A rate lock is an agreement between you and your lender that guarantees a specific interest rate for a set period — typically 30 to 60 days — while your loan is being processed. Once you lock, your rate won’t increase even if market rates rise before you close. Most locks also mean you won’t benefit from a drop unless your lender offers a float-down option.
Many lenders offer float-down options that allow you to lock a rate and then move to a lower rate should it drop materially before closing. This can be worth asking about if you’re locking in a volatile environment like the current one.

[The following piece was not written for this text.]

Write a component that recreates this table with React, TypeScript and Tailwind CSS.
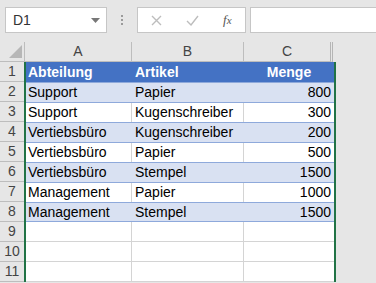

Today’s rate environment carries meaningful uncertainty in both directions. If the U.S.-Iran peace talks produce a formal agreement, oil prices could fall further and rates could continue to ease. If talks stall or break down, rates could move back above 6.50% quickly. That volatility makes the lock-or-wait decision genuinely uncertain.
What makes the most sense for most buyers: lock when you find a rate that works for your budget. Trying to time the exact bottom of a rate cycle rarely succeeds, and a delayed closing due to rate-watching can cost you a property you want. Understand when to lock your mortgage rate in the context of your specific loan timeline.
How to get the best mortgage rate available to you
The rate table above shows national averages. The rate you actually receive will depend on several factors you control:
Credit score is one of the most significant factors. Borrowers with scores above 740 typically qualify for better pricing than those in the 680–720 range. Even a 20-point improvement in your score before applying can save thousands over the life of your loan. It’s worth checking your credit report before you start the application process.
Debt-to-income ratio (DTI) measures your monthly debt payments as a percentage of your gross monthly income. Most conventional lenders want to see a DTI at or below 43–45%. A lower DTI signals to lenders that you have more room in your budget, which can improve your rate.
Down payment and loan-to-value (LTV) also affect pricing. A larger down payment — particularly crossing the 20% threshold — reduces your LTV, eliminates private mortgage insurance (PMI), and typically earns you a better rate.
Shopping across lenders is one of the highest-impact moves you can make. Rates can vary meaningfully from lender to lender for the same borrower profile. Understanding how to shop around for mortgage rates is worth doing before you commit to any single offer. You may find that rates are more negotiable than you expect.
Better’s fully online mortgage process lets you see real rates without a hard credit inquiry — so you can understand what determines mortgage rates for your specific profile before you commit to anything.
Frequently asked questions
What are mortgage rates today, May 7, 2026?
The 30-year fixed mortgage rate is averaging 6.44% today, down 10 basis points from this week’s peak. The 15-year fixed is at 6.00%, and the 7/6 SOFR ARM is at 6.11%. FHA and VA loans are averaging 5.92% and 5.93%, respectively.
Why did mortgage rates go down this week?
Rates spiked Monday when escalating Iran conflict headlines pushed oil prices and bond yields higher. They pulled back Wednesday after reports that the U.S. and Iran were close to signing a preliminary peace framework. Lower oil prices reduce inflation expectations, which reduces bond yields, which brings mortgage rates down.
I’m buying a home this spring with a 720 credit score — is 6.44% the best rate I can get?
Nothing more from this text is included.